#### Problem to work on:
Single out the lines that include the word "React". Copy them.

▶

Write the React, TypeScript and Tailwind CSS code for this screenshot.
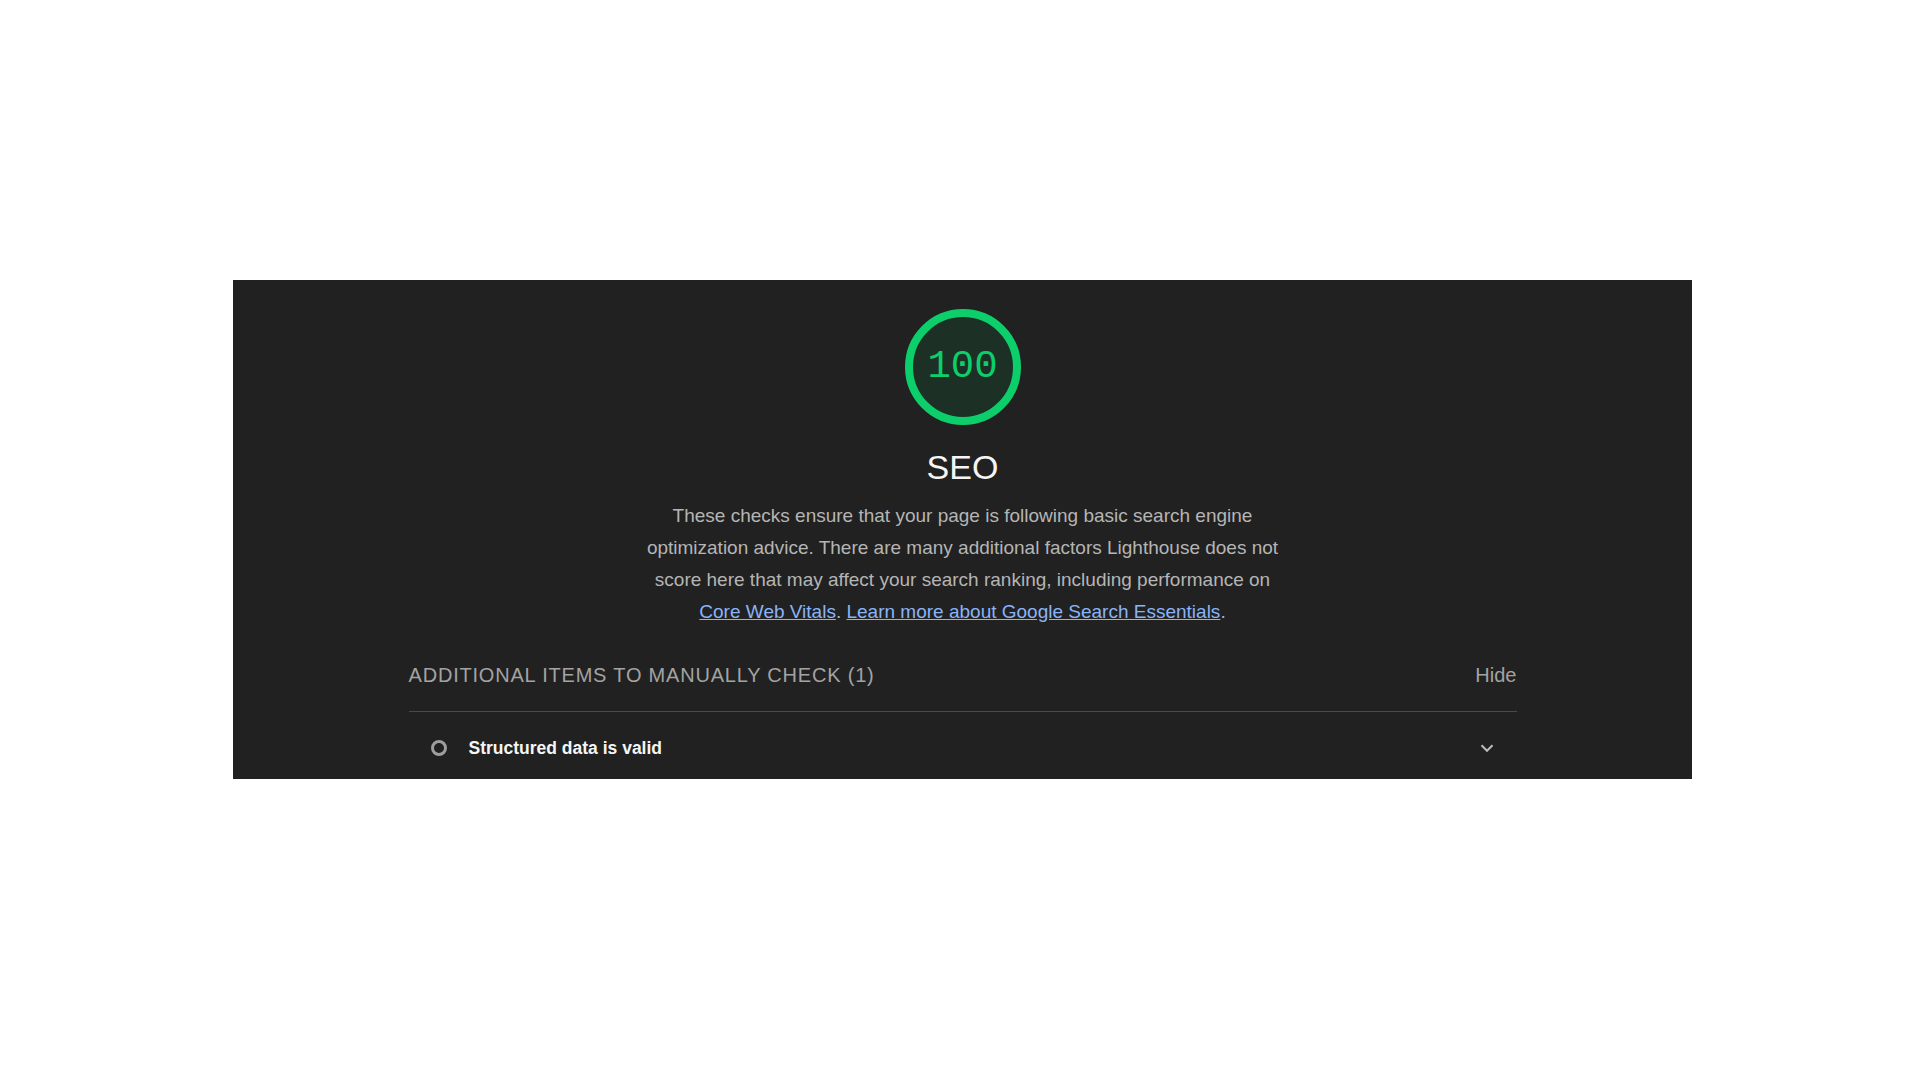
import React from 'react';

const sans = { fontFamily: '"Liberation Sans", Arial, sans-serif' };

const ScoreGauge: React.FC<{ score: number }> = ({ score }) => (
  <div className="relative w-[116px] h-[116px]">
    <svg className="absolute inset-0" viewBox="0 0 116 116" width="116" height="116">
      <circle cx="58" cy="58" r="54" fill="#1d3026" stroke="#0cce6b" strokeWidth="8" />
    </svg>
    <div className="absolute inset-0 flex items-center justify-center font-['Liberation_Mono',monospace] text-[39px] text-[#0cce6b]">
      {score}
    </div>
  </div>
);

export default function App() {
  return (
    <div className="min-h-screen bg-white pt-[280px]" style={sans}>
      <div className="mx-[233px] w-[1459px] h-[499px] overflow-hidden bg-[#212121]">
        <div className="flex flex-col items-center pt-[29px]">
          <ScoreGauge score={100} />
          <h1 className="mt-[22px] text-[34px] leading-[40px] text-[#f5f5f5]">SEO</h1>
          <p className="mt-[13px] w-[660px] text-center text-[19px] leading-[32px] text-[#b5b5b5]">
            These checks ensure that your page is following basic search engine optimization advice. There are many
            additional factors Lighthouse does not score here that may affect your search ranking, including performance
            on{' '}
            <a className="text-[#8ab4f8] underline" href="#">Core Web Vitals</a>.{' '}
            <a className="text-[#8ab4f8] underline" href="#">Learn more about Google Search Essentials</a>.
          </p>
        </div>

        {/* manual checks group */}
        <div className="mx-auto mt-[34px] w-[1108px]">
          <div className="flex items-center justify-between pb-[23px] border-b border-[#4a4a4a]">
            <span className="text-[20px] leading-[26px] tracking-[0.04em] uppercase text-[#a3a3a3]">
              Additional items to manually check (1)
            </span>
            <span className="text-[20px] leading-[26px] text-[#a3a3a3]">Hide</span>
          </div>
          <div className="flex items-center h-[72px] pl-[22px] pr-[19px]">
            <span className="w-[16px] h-[16px] rounded-full border-[3px] border-[#9e9e9e]" />
            <span className="ml-[22px] text-[17.5px] font-bold text-[#f5f5f5]">Structured data is valid</span>
            <svg className="ml-auto" width="22" height="22" viewBox="0 0 24 24" fill="none" stroke="#bdbdbd" strokeWidth="2.2">
              <path d="M6 9l6 6 6-6" />
            </svg>
          </div>
        </div>
      </div>
    </div>
  );
}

◀

#### Correct result:
Write the React, TypeScript and Tailwind CSS code for this screenshot.
import React from 'react';
const ScoreGauge: React.FC<{ score: number }> = ({ score }) => (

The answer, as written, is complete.